## BEGIN Supplied data

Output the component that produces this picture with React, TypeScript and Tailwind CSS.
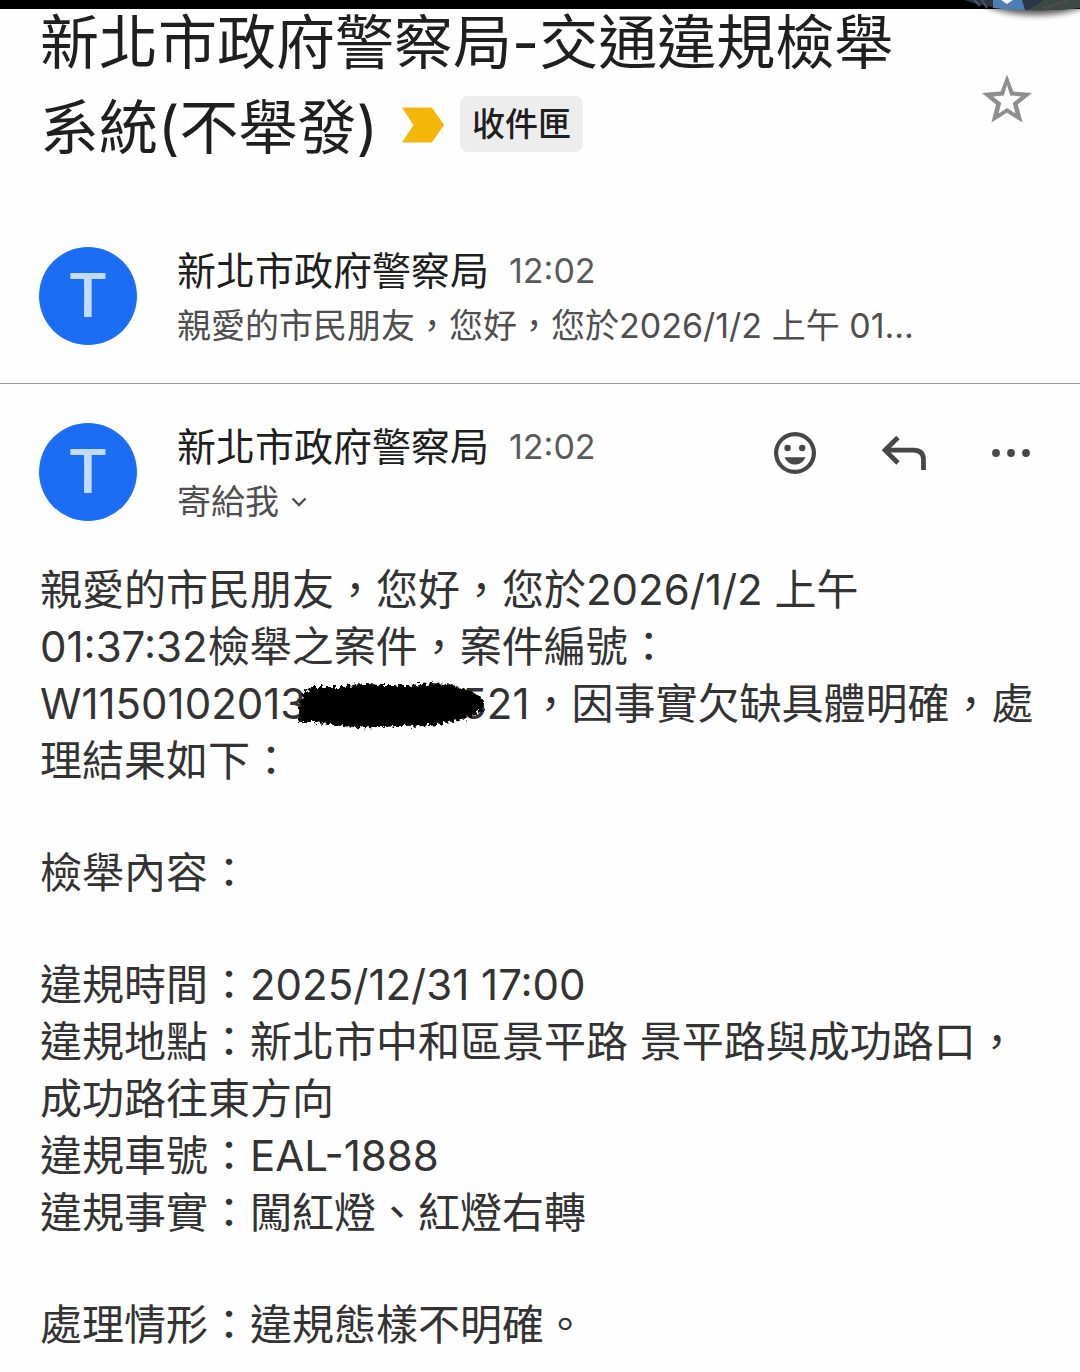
const SENDER = "新北市政府警察局";

function Avatar() {
  return (
    <div className="mt-1 flex size-[98px] shrink-0 items-center justify-center rounded-full bg-[#1b6ef3] font-['Roboto',sans-serif] text-[62px] leading-none font-medium text-[#c3dafc]">
      T
    </div>
  );
}

function ImportantMarker() {
  return (
    <svg viewBox="0 0 42 36" className="h-9 w-[42px]" aria-hidden="true">
      <path d="M0 0.5H28.5Q30 0.5 31 2L42 18L31 34Q30 35.5 28.5 35.5H0L11.5 18Z" fill="#f5b60a" />
    </svg>
  );
}

function StarIcon() {
  return (
    <svg viewBox="0 0 50 50" className="size-[50px]" aria-hidden="true">
      <path
        fillRule="evenodd"
        fill="#8e8e8e"
        d="M25 0.5L31.3 17.6L50 19L35.8 30.6L40.6 48.5L25 38.8L9.4 48.5L14 30.6L0 19L18.7 17.6Z M25 11L21.8 21.4L11 22.4L19.2 29L16.6 39.6L25 34L33.4 39.6L30.8 29L39 22.4L28.2 21.4Z"
      />
    </svg>
  );
}

function SmileIcon() {
  return (
    <svg viewBox="0 0 42 42" className="size-[42px]" aria-hidden="true">
      <circle cx="21" cy="21" r="18.9" fill="none" stroke="#474747" strokeWidth="4.2" />
      <circle cx="13.6" cy="16" r="3.2" fill="#474747" />
      <circle cx="28.2" cy="16" r="3.2" fill="#474747" />
      <path d="M10.6 25.3H31.4C29.7 29.8 25.8 32.6 21 32.6S12.3 29.8 10.6 25.3Z" fill="#474747" />
    </svg>
  );
}

function ReplyIcon() {
  return (
    <svg viewBox="0 0 44 36" className="h-9 w-11" aria-hidden="true">
      <path d="M16 2.5L3 15.2L16 28M3 15.2H31.5Q41.5 15.2 41.5 25.2V35" fill="none" stroke="#474747" strokeWidth="4.8" />
    </svg>
  );
}

function MoreIcon() {
  return (
    <svg viewBox="0 0 38 8" className="h-2 w-[38px]" aria-hidden="true">
      <circle cx="4" cy="4" r="3.9" fill="#474747" />
      <circle cx="19" cy="4" r="3.9" fill="#474747" />
      <circle cx="34" cy="4" r="3.9" fill="#474747" />
    </svg>
  );
}

// brush stroke over the middle of the case number
function Redaction() {
  return (
    <span className="relative inline-block w-[155px]">
      <svg viewBox="0 0 200 56" className="absolute -top-[42px] -left-4 h-14 w-[200px]" aria-hidden="true">
        <defs>
          <filter id="rough" x="-5%" y="-15%" width="110%" height="130%">
            <feTurbulence type="fractalNoise" baseFrequency="0.3" numOctaves="2" seed="4" />
            <feDisplacementMap in="SourceGraphic" scale="9" />
            <feGaussianBlur stdDeviation="0.6" />
          </filter>
        </defs>
        <path
          filter="url(#rough)"
          d="M7 45L10 30Q8 24 12 18L20 10L52 10Q74 5 88 8L120 8Q150 4 166 9L182 15Q195 20 194 27Q193 36 180 40L160 45Q140 49 108 49Q70 52 44 48L26 45Z"
        />
      </svg>
    </span>
  );
}

function TopBar() {
  return (
    <div className="relative h-[9px] bg-black">
      <svg viewBox="0 0 120 24" className="absolute top-0 right-0 h-6 w-[120px]" aria-hidden="true">
        <defs>
          <filter id="shade" x="-10%" y="-100%" width="120%" height="300%">
            <feGaussianBlur stdDeviation="3" />
          </filter>
        </defs>
        <ellipse cx="76" cy="-8" rx="62" ry="23" fill="#000" opacity="0.65" filter="url(#shade)" />
        <path d="M0 0H120V9H0Z" fill="#000" />
        <path d="M5 0H120V8Q96 11 68 10Q26 9 5 0Z" fill="#2c3544" />
        <path d="M33 0H62L65 10Q48 10 33 8Z" fill="#4d7fb5" />
        <path d="M41 0H53L47 4Z" fill="#f2f2f2" />
        <path d="M68 10L84 0H120V8Q96 11 68 10Z" fill="#3b4a45" />
        <path d="M84 8L108 1" stroke="#75494b" strokeWidth="2" strokeDasharray="2 2" />
        <path d="M14 0L20 6M22 0L27 8" stroke="#4a566d" strokeWidth="2" />
      </svg>
    </div>
  );
}

function SenderLine() {
  return (
    <div className="flex items-center text-[39px] leading-[56px]">
      {SENDER}
      <time className="ml-5 text-[34px] text-[#5a5a5a]">12:02</time>
    </div>
  );
}

export default function App() {
  return (
    <main
      lang="zh-Hant"
      className="min-h-screen overflow-hidden bg-[#fefefe] pb-4 font-['Inter','Noto_Sans_CJK_TC',sans-serif] text-[#1f1f1f]"
    >
      <TopBar />

      <header className="flex items-center justify-between pr-12 pl-10">
        <h1 className="flex flex-col gap-[18px] text-[59px] leading-[67px]">
          <span>{SENDER}-交通違規檢舉</span>
          <span className="flex items-center">
            系統(不舉發)
            <span className="mb-1.5 ml-6">
              <ImportantMarker />
            </span>
            <span className="mb-2 ml-4 rounded-lg bg-[#ededed] px-3 text-[33px] leading-14 font-medium">
              收件匣
            </span>
          </span>
        </h1>
        <button aria-label="star" className="mt-7">
          <StarIcon />
        </button>
      </header>

      <section className="mt-[82px] flex items-start border-b border-[#9a9a9a] px-[39px] pb-[30px]">
        <Avatar />
        <div className="ml-10 min-w-0">
          <SenderLine />
          <p className="text-[34px] leading-[54px] whitespace-nowrap text-[#4f4f4f]">
            親愛的市民朋友，您好，您於2026/1/2 上午 01...
          </p>
        </div>
      </section>

      <section className="flex items-center justify-between pt-[35px] pr-[50px] pl-[39px]">
        <div className="flex items-start">
          <Avatar />
          <div className="ml-10">
            <SenderLine />
            <button className="flex items-center text-[34px] leading-[54px] text-[#4f4f4f]">
              寄給我
              <svg viewBox="0 0 16 10" className="ml-3 h-[10px] w-4" aria-hidden="true">
                <path d="M1.5 1.5L8 8L14.5 1.5" fill="none" stroke="#4f4f4f" strokeWidth="2.4" />
              </svg>
            </button>
          </div>
        </div>
        <div className="mb-[42px] flex items-center gap-[66px]">
          <button aria-label="react">
            <SmileIcon />
          </button>
          <button aria-label="reply">
            <ReplyIcon />
          </button>
          <button aria-label="more">
            <MoreIcon />
          </button>
        </div>
      </section>

      <article className="mt-8 flex flex-col gap-[55px] px-10 text-[42px] leading-[57px] whitespace-nowrap text-[#333]">
        <p>
          親愛的市民朋友，您好，您於2026/1/2 上午
          <br />
          01:37:32檢舉之案件，案件編號：
          <br />
          W1150102013
          <Redaction />
          521，因事實欠缺具體明確，處
          <br />
          理結果如下：
        </p>
        <p>檢舉內容：</p>
        <p>
          違規時間：2025/12/31 17:00
          <br />
          違規地點：新北市中和區景平路 景平路與成功路口，
          <br />
          成功路往東方向
          <br />
          違規車號：EAL-1888
          <br />
          違規事實：闖紅燈、紅燈右轉
        </p>
        <p>處理情形：違規態樣不明確。</p>
      </article>
    </main>
  );
}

## END Supplied data

Print each line of the material above exactly, with the pictures removed from your copy.

Output the component that produces this picture with React, TypeScript and Tailwind CSS.
const SENDER = "新北市政府警察局";

function Avatar() {
  return (
    <div className="mt-1 flex size-[98px] shrink-0 items-center justify-center rounded-full bg-[#1b6ef3] font-['Roboto',sans-serif] text-[62px] leading-none font-medium text-[#c3dafc]">
      T
    </div>
  );
}

function ImportantMarker() {
  return (
    <svg viewBox="0 0 42 36" className="h-9 w-[42px]" aria-hidden="true">
      <path d="M0 0.5H28.5Q30 0.5 31 2L42 18L31 34Q30 35.5 28.5 35.5H0L11.5 18Z" fill="#f5b60a" />
    </svg>
  );
}

function StarIcon() {
  return (
    <svg viewBox="0 0 50 50" className="size-[50px]" aria-hidden="true">
      <path
        fillRule="evenodd"
        fill="#8e8e8e"
        d="M25 0.5L31.3 17.6L50 19L35.8 30.6L40.6 48.5L25 38.8L9.4 48.5L14 30.6L0 19L18.7 17.6Z M25 11L21.8 21.4L11 22.4L19.2 29L16.6 39.6L25 34L33.4 39.6L30.8 29L39 22.4L28.2 21.4Z"
      />
    </svg>
  );
}

function SmileIcon() {
  return (
    <svg viewBox="0 0 42 42" className="size-[42px]" aria-hidden="true">
      <circle cx="21" cy="21" r="18.9" fill="none" stroke="#474747" strokeWidth="4.2" />
      <circle cx="13.6" cy="16" r="3.2" fill="#474747" />
      <circle cx="28.2" cy="16" r="3.2" fill="#474747" />
      <path d="M10.6 25.3H31.4C29.7 29.8 25.8 32.6 21 32.6S12.3 29.8 10.6 25.3Z" fill="#474747" />
    </svg>
  );
}

function ReplyIcon() {
  return (
    <svg viewBox="0 0 44 36" className="h-9 w-11" aria-hidden="true">
      <path d="M16 2.5L3 15.2L16 28M3 15.2H31.5Q41.5 15.2 41.5 25.2V35" fill="none" stroke="#474747" strokeWidth="4.8" />
    </svg>
  );
}

function MoreIcon() {
  return (
    <svg viewBox="0 0 38 8" className="h-2 w-[38px]" aria-hidden="true">
      <circle cx="4" cy="4" r="3.9" fill="#474747" />
      <circle cx="19" cy="4" r="3.9" fill="#474747" />
      <circle cx="34" cy="4" r="3.9" fill="#474747" />
    </svg>
  );
}

// brush stroke over the middle of the case number
function Redaction() {
  return (
    <span className="relative inline-block w-[155px]">
      <svg viewBox="0 0 200 56" className="absolute -top-[42px] -left-4 h-14 w-[200px]" aria-hidden="true">
        <defs>
          <filter id="rough" x="-5%" y="-15%" width="110%" height="130%">
            <feTurbulence type="fractalNoise" baseFrequency="0.3" numOctaves="2" seed="4" />
            <feDisplacementMap in="SourceGraphic" scale="9" />
            <feGaussianBlur stdDeviation="0.6" />
          </filter>
        </defs>
        <path
          filter="url(#rough)"
          d="M7 45L10 30Q8 24 12 18L20 10L52 10Q74 5 88 8L120 8Q150 4 166 9L182 15Q195 20 194 27Q193 36 180 40L160 45Q140 49 108 49Q70 52 44 48L26 45Z"
        />
      </svg>
    </span>
  );
}

function TopBar() {
  return (
    <div className="relative h-[9px] bg-black">
      <svg viewBox="0 0 120 24" className="absolute top-0 right-0 h-6 w-[120px]" aria-hidden="true">
        <defs>
          <filter id="shade" x="-10%" y="-100%" width="120%" height="300%">
            <feGaussianBlur stdDeviation="3" />
          </filter>
        </defs>
        <ellipse cx="76" cy="-8" rx="62" ry="23" fill="#000" opacity="0.65" filter="url(#shade)" />
        <path d="M0 0H120V9H0Z" fill="#000" />
        <path d="M5 0H120V8Q96 11 68 10Q26 9 5 0Z" fill="#2c3544" />
        <path d="M33 0H62L65 10Q48 10 33 8Z" fill="#4d7fb5" />
        <path d="M41 0H53L47 4Z" fill="#f2f2f2" />
        <path d="M68 10L84 0H120V8Q96 11 68 10Z" fill="#3b4a45" />
        <path d="M84 8L108 1" stroke="#75494b" strokeWidth="2" strokeDasharray="2 2" />
        <path d="M14 0L20 6M22 0L27 8" stroke="#4a566d" strokeWidth="2" />
      </svg>
    </div>
  );
}

function SenderLine() {
  return (
    <div className="flex items-center text-[39px] leading-[56px]">
      {SENDER}
      <time className="ml-5 text-[34px] text-[#5a5a5a]">12:02</time>
    </div>
  );
}

export default function App() {
  return (
    <main
      lang="zh-Hant"
      className="min-h-screen overflow-hidden bg-[#fefefe] pb-4 font-['Inter','Noto_Sans_CJK_TC',sans-serif] text-[#1f1f1f]"
    >
      <TopBar />

      <header className="flex items-center justify-between pr-12 pl-10">
        <h1 className="flex flex-col gap-[18px] text-[59px] leading-[67px]">
          <span>{SENDER}-交通違規檢舉</span>
          <span className="flex items-center">
            系統(不舉發)
            <span className="mb-1.5 ml-6">
              <ImportantMarker />
            </span>
            <span className="mb-2 ml-4 rounded-lg bg-[#ededed] px-3 text-[33px] leading-14 font-medium">
              收件匣
            </span>
          </span>
        </h1>
        <button aria-label="star" className="mt-7">
          <StarIcon />
        </button>
      </header>

      <section className="mt-[82px] flex items-start border-b border-[#9a9a9a] px-[39px] pb-[30px]">
        <Avatar />
        <div className="ml-10 min-w-0">
          <SenderLine />
          <p className="text-[34px] leading-[54px] whitespace-nowrap text-[#4f4f4f]">
            親愛的市民朋友，您好，您於2026/1/2 上午 01...
          </p>
        </div>
      </section>

      <section className="flex items-center justify-between pt-[35px] pr-[50px] pl-[39px]">
        <div className="flex items-start">
          <Avatar />
          <div className="ml-10">
            <SenderLine />
            <button className="flex items-center text-[34px] leading-[54px] text-[#4f4f4f]">
              寄給我
              <svg viewBox="0 0 16 10" className="ml-3 h-[10px] w-4" aria-hidden="true">
                <path d="M1.5 1.5L8 8L14.5 1.5" fill="none" stroke="#4f4f4f" strokeWidth="2.4" />
              </svg>
            </button>
          </div>
        </div>
        <div className="mb-[42px] flex items-center gap-[66px]">
          <button aria-label="react">
            <SmileIcon />
          </button>
          <button aria-label="reply">
            <ReplyIcon />
          </button>
          <button aria-label="more">
            <MoreIcon />
          </button>
        </div>
      </section>

      <article className="mt-8 flex flex-col gap-[55px] px-10 text-[42px] leading-[57px] whitespace-nowrap text-[#333]">
        <p>
          親愛的市民朋友，您好，您於2026/1/2 上午
          <br />
          01:37:32檢舉之案件，案件編號：
          <br />
          W1150102013
          <Redaction />
          521，因事實欠缺具體明確，處
          <br />
          理結果如下：
        </p>
        <p>檢舉內容：</p>
        <p>
          違規時間：2025/12/31 17:00
          <br />
          違規地點：新北市中和區景平路 景平路與成功路口，
          <br />
          成功路往東方向
          <br />
          違規車號：EAL-1888
          <br />
          違規事實：闖紅燈、紅燈右轉
        </p>
        <p>處理情形：違規態樣不明確。</p>
      </article>
    </main>
  );
}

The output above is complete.